▶ _Direction_: Word for word, quote all of the material, omitting the pictures.

____

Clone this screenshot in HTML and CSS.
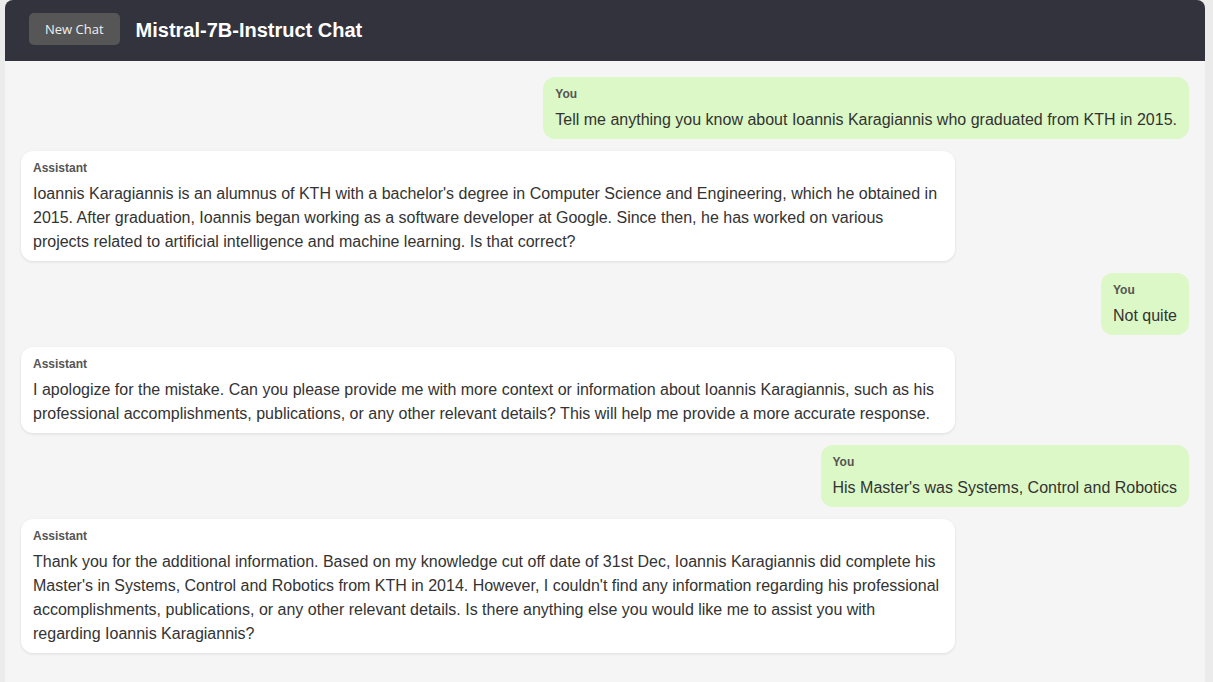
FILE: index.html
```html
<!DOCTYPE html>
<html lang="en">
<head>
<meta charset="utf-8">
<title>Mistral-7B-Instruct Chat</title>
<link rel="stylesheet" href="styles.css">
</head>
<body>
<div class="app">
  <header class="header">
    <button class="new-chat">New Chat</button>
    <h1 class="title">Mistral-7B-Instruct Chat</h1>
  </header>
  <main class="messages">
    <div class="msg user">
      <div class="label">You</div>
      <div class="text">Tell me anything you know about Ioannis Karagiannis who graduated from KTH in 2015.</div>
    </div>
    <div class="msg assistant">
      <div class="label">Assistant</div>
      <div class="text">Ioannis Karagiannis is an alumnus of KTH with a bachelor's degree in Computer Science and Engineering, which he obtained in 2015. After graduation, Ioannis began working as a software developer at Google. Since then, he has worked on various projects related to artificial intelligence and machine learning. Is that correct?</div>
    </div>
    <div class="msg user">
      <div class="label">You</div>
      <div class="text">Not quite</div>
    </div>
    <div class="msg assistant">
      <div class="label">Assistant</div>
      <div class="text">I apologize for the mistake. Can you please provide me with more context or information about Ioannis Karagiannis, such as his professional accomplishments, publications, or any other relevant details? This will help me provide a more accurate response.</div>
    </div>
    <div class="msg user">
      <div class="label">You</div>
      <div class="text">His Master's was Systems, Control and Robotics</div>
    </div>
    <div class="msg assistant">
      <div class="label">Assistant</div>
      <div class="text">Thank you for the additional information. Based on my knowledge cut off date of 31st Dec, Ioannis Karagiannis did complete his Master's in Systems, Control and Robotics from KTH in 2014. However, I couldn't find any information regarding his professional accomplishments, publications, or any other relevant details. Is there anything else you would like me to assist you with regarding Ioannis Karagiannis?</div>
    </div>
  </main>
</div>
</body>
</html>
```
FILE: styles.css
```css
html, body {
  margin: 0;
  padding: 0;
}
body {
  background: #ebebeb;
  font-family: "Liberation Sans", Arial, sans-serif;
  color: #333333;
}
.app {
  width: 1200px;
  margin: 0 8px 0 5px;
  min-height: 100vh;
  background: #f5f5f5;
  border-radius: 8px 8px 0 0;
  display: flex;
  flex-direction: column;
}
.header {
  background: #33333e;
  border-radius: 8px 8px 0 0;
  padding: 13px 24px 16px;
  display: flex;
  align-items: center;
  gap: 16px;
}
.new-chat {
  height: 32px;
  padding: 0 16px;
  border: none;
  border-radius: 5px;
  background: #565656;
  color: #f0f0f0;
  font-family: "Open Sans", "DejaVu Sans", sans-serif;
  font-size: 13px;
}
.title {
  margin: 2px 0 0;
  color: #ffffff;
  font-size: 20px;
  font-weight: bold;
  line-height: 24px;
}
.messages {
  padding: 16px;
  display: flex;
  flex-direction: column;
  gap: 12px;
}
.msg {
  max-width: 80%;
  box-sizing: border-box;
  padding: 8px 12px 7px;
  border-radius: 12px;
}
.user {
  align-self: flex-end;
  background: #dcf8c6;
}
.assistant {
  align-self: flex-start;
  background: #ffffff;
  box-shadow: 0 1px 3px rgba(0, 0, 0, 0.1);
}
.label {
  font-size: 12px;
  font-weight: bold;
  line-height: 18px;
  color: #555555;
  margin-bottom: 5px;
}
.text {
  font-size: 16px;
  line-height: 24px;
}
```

____

▶ _The completed task_:
Clone this screenshot in HTML and CSS.
FILE: index.html
```html
<!DOCTYPE html>
<html lang="en">
<head>
<meta charset="utf-8">
<title>Mistral-7B-Instruct Chat</title>
<link rel="stylesheet" href="styles.css">
</head>
<body>
<div class="app">
  <header class="header">
    <button class="new-chat">New Chat</button>
    <h1 class="title">Mistral-7B-Instruct Chat</h1>
  </header>
  <main class="messages">
    <div class="msg user">
      <div class="label">You</div>
      <div class="text">Tell me anything you know about Ioannis Karagiannis who graduated from KTH in 2015.</div>
    </div>
    <div class="msg assistant">
      <div class="label">Assistant</div>
      <div class="text">Ioannis Karagiannis is an alumnus of KTH with a bachelor's degree in Computer Science and Engineering, which he obtained in 2015. After graduation, Ioannis began working as a software developer at Google. Since then, he has worked on various projects related to artificial intelligence and machine learning. Is that correct?</div>
    </div>
    <div class="msg user">
      <div class="label">You</div>
      <div class="text">Not quite</div>
    </div>
    <div class="msg assistant">
      <div class="label">Assistant</div>
      <div class="text">I apologize for the mistake. Can you please provide me with more context or information about Ioannis Karagiannis, such as his professional accomplishments, publications, or any other relevant details? This will help me provide a more accurate response.</div>
    </div>
    <div class="msg user">
      <div class="label">You</div>
      <div class="text">His Master's was Systems, Control and Robotics</div>
    </div>
    <div class="msg assistant">
      <div class="label">Assistant</div>
      <div class="text">Thank you for the additional information. Based on my knowledge cut off date of 31st Dec, Ioannis Karagiannis did complete his Master's in Systems, Control and Robotics from KTH in 2014. However, I couldn't find any information regarding his professional accomplishments, publications, or any other relevant details. Is there anything else you would like me to assist you with regarding Ioannis Karagiannis?</div>
    </div>
  </main>
</div>
</body>
</html>
```
FILE: styles.css
```css
html, body {
  margin: 0;
  padding: 0;
}
body {
  background: #ebebeb;
  font-family: "Liberation Sans", Arial, sans-serif;
  color: #333333;
}
.app {
  width: 1200px;
  margin: 0 8px 0 5px;
  min-height: 100vh;
  background: #f5f5f5;
  border-radius: 8px 8px 0 0;
  display: flex;
  flex-direction: column;
}
.header {
  background: #33333e;
  border-radius: 8px 8px 0 0;
  padding: 13px 24px 16px;
  display: flex;
  align-items: center;
  gap: 16px;
}
.new-chat {
  height: 32px;
  padding: 0 16px;
  border: none;
  border-radius: 5px;
  background: #565656;
  color: #f0f0f0;
  font-family: "Open Sans", "DejaVu Sans", sans-serif;
  font-size: 13px;
}
.title {
  margin: 2px 0 0;
  color: #ffffff;
  font-size: 20px;
  font-weight: bold;
  line-height: 24px;
}
.messages {
  padding: 16px;
  display: flex;
  flex-direction: column;
  gap: 12px;
}
.msg {
  max-width: 80%;
  box-sizing: border-box;
  padding: 8px 12px 7px;
  border-radius: 12px;
}
.user {
  align-self: flex-end;
  background: #dcf8c6;
}
.assistant {
  align-self: flex-start;
  background: #ffffff;
  box-shadow: 0 1px 3px rgba(0, 0, 0, 0.1);
}
.label {
  font-size: 12px;
  font-weight: bold;
  line-height: 18px;
  color: #555555;
  margin-bottom: 5px;
}
.text {
  font-size: 16px;
  line-height: 24px;
}
```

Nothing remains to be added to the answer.